Given exercise: In the listing below, count the lines with "components" and report only the figure.

Data lines:

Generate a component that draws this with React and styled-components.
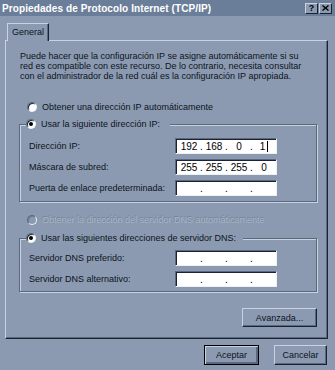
import React from 'react';
import styled, { createGlobalStyle } from 'styled-components';

const BG = '#8b9ab1';
const LIGHT = '#c9d3df';
const SHADOW = '#5a6980';
const DARK = '#1c2330';
const TEXT = '#0d1320';

const GlobalStyle = createGlobalStyle`
  html, body {
    margin: 0;
    padding: 0;
    background: ${BG};
  }
  body {
    font-family: "Liberation Sans", Arial, sans-serif;
    font-size: 9px;
    color: ${TEXT};
  }
`;

const Window = styled.div`
  width: 335px;
  height: 370px;
  background: ${BG};
  display: flex;
  flex-direction: column;
  overflow: hidden;
`;

const TitleBar = styled.div`
  height: 16px;
  background: #6b7e99;
  display: flex;
  align-items: center;
  justify-content: space-between;
  padding: 0 3px 0 2px;
`;

const Title = styled.span`
  color: #fff;
  font-weight: bold;
  font-size: 10px;
  letter-spacing: 0.1px;
  white-space: nowrap;
`;

const Controls = styled.div`
  display: flex;
  gap: 1px;
`;

const CtrlButton = styled.div`
  width: 13px;
  height: 11px;
  box-sizing: border-box;
  background: ${BG};
  border: 1px solid;
  border-color: ${LIGHT} ${DARK} ${DARK} ${LIGHT};
  display: flex;
  align-items: center;
  justify-content: center;
  font-weight: bold;
  font-size: 9px;
  line-height: 9px;
  color: #000;
`;

const Body = styled.div`
  padding: 7px 7px 0 5px;
  display: flex;
  flex-direction: column;
`;

const TabStrip = styled.div`
  display: flex;
  padding-left: 2px;
`;

const Tab = styled.div`
  position: relative;
  z-index: 1;
  height: 18px;
  width: 42px;
  box-sizing: border-box;
  margin-bottom: -1px;
  background: ${BG};
  border-top: 1px solid ${LIGHT};
  border-left: 1px solid ${LIGHT};
  border-right: 1px solid ${DARK};
  box-shadow: inset -1px 0 0 ${SHADOW};
  display: flex;
  align-items: center;
  justify-content: center;
  padding-bottom: 1px;
`;

const Panel = styled.div`
  height: 299px;
  box-sizing: border-box;
  border: 1px solid;
  border-color: ${LIGHT} ${DARK} ${DARK} ${LIGHT};
  box-shadow: inset -1px -1px 0 ${SHADOW};
  padding: 10px 10px 0 13px;
  display: flex;
  flex-direction: column;
`;

const Intro = styled.p`
  margin: 0;
  padding-left: 1px;
  line-height: 10px;
  white-space: nowrap;
`;

const Option = styled.div`
  display: flex;
  align-items: center;
  gap: 5px;
  height: 12px;
  line-height: 12px;
  white-space: nowrap;
  margin-left: ${(p) => p.$indent ?? 8}px;
  margin-top: ${(p) => p.$top ?? 0}px;
  color: ${(p) => (p.$disabled ? '#a9b5c6' : TEXT)};
  text-shadow: ${(p) => (p.$disabled ? '-0.6px -0.6px 0 #73829a' : 'none')};
`;

const Radio = styled.span`
  position: relative;
  width: 10px;
  height: 10px;
  flex: none;
  box-sizing: border-box;
  border-radius: 50%;
  background: ${(p) => (p.$disabled ? BG : '#fff')};
  border: 1px solid;
  border-color: ${SHADOW} #edf1f6 #edf1f6 ${SHADOW};
  box-shadow: inset 1px 1px 0 ${(p) => (p.$disabled ? '#6c7b92' : DARK)};

  &::after {
    content: '';
    display: ${(p) => (p.$checked ? 'block' : 'none')};
    position: absolute;
    left: 2px;
    top: 2px;
    width: 4px;
    height: 4px;
    border-radius: 50%;
    background: #000;
  }
`;

const Group = styled.fieldset`
  margin: ${(p) => p.$top}px 0 0 0;
  min-width: 0;
  padding: ${(p) => p.$padTop}px 9px ${(p) => p.$padBottom}px 9px;
  border: 1px solid ${SHADOW};
  box-shadow: inset 1px 1px 0 ${LIGHT}, 1px 1px 0 ${LIGHT};
  display: flex;
  flex-direction: column;
  gap: 5px;
`;

const Legend = styled.legend`
  margin-left: -3px;
  padding: 0 ${(p) => p.$gap}px 0 0;
  background: ${BG};
  position: relative;
`;

const FieldRow = styled.div`
  display: grid;
  grid-template-columns: 146px 102px;
  align-items: center;
  height: 16px;
  white-space: nowrap;
`;

const IpBox = styled.div`
  height: 16px;
  box-sizing: border-box;
  background: #fff;
  border: 1px solid;
  border-color: ${SHADOW} #edf1f6 #edf1f6 ${SHADOW};
  box-shadow: inset 1px 1px 0 ${DARK};
  display: flex;
  align-items: center;
  padding: 1px 0 0 2px;
  color: #000;
  font-size: 10px;
`;

const Segment = styled.span`
  width: 22px;
  display: flex;
  justify-content: center;
  align-items: center;
`;

const Dot = styled.span`
  width: 3px;
  text-align: center;
`;

const Caret = styled.span`
  display: inline-block;
  width: 1px;
  height: 11px;
  background: #000;
  margin-left: 2px;
`;

const Button = styled.div`
  width: ${(p) => p.$w}px;
  height: ${(p) => p.$h}px;
  box-sizing: border-box;
  border: 1px solid;
  border-color: ${(p) => (p.$default ? '#000' : `${LIGHT} ${DARK} ${DARK} ${LIGHT}`)};
  box-shadow: ${(p) =>
    p.$default
      ? `inset 1px 1px 0 ${LIGHT}, inset -2px -2px 0 ${SHADOW}`
      : `inset -1px -1px 0 ${SHADOW}`};
  display: flex;
  align-items: center;
  justify-content: center;
  white-space: nowrap;
`;

const AdvancedRow = styled.div`
  display: flex;
  justify-content: flex-end;
  margin-top: 16px;
`;

const Footer = styled.div`
  display: flex;
  justify-content: flex-end;
  gap: 15px;
  margin-top: 6px;
  padding-right: 1px;
`;

const IpField = ({ parts = ['', '', '', ''], caret }) => (
  <IpBox>
    {parts.map((part, i) => (
      <React.Fragment key={i}>
        <Segment>
          {part}
          {caret && i === 3 && <Caret />}
        </Segment>
        {i < 3 && <Dot>.</Dot>}
      </React.Fragment>
    ))}
  </IpBox>
);

const CloseGlyph = () => (
  <svg width="7" height="6" viewBox="0 0 7 6">
    <path d="M0.5 0.5 L6.5 5.5 M6.5 0.5 L0.5 5.5" stroke="#000" strokeWidth="1.4" />
  </svg>
);

const App = () => (
  <>
    <GlobalStyle />
    <Window>
      <TitleBar>
        <Title>Propiedades de Protocolo Internet (TCP/IP)</Title>
        <Controls>
          <CtrlButton>?</CtrlButton>
          <CtrlButton>
            <CloseGlyph />
          </CtrlButton>
        </Controls>
      </TitleBar>
      <Body>
        <TabStrip>
          <Tab>General</Tab>
        </TabStrip>
        <Panel>
          <Intro>
            Puede hacer que la configuración IP se asigne automáticamente si su
            <br />
            red es compatible con este recurso. De lo contrario, necesita consultar
            <br />
            con el administrador de la red cuál es la configuración IP apropiada.
          </Intro>
          <Option $top={20}>
            <Radio />
            Obtener una dirección IP automáticamente
          </Option>
          <Group $top={5} $padTop={8} $padBottom={5}>
            <Legend $gap={10}>
              <Option $indent={0}>
                <Radio $checked />
                Usar la siguiente dirección IP:
              </Option>
            </Legend>
            <FieldRow>
              <span>Dirección IP:</span>
              <IpField parts={['192', '168', '0', '1']} caret />
            </FieldRow>
            <FieldRow>
              <span>Máscara de subred:</span>
              <IpField parts={['255', '255', '255', '0']} />
            </FieldRow>
            <FieldRow>
              <span>Puerta de enlace predeterminada:</span>
              <IpField />
            </FieldRow>
          </Group>
          <Option $top={12} $disabled>
            <Radio $disabled />
            Obtener la dirección del servidor DNS automáticamente
          </Option>
          <Group $top={6} $padTop={6} $padBottom={4}>
            <Legend $gap={7}>
              <Option $indent={0}>
                <Radio $checked />
                Usar las siguientes direcciones de servidor DNS:
              </Option>
            </Legend>
            <FieldRow>
              <span>Servidor DNS preferido:</span>
              <IpField />
            </FieldRow>
            <FieldRow>
              <span>Servidor DNS alternativo:</span>
              <IpField />
            </FieldRow>
          </Group>
          <AdvancedRow>
            <Button $w={75} $h={19}>Avanzada...</Button>
          </AdvancedRow>
        </Panel>
        <Footer>
          <Button $w={55} $h={20} $default>Aceptar</Button>
          <Button $w={53} $h={20}>Cancelar</Button>
        </Footer>
      </Body>
    </Window>
  </>
);

export default App;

Correct response: 2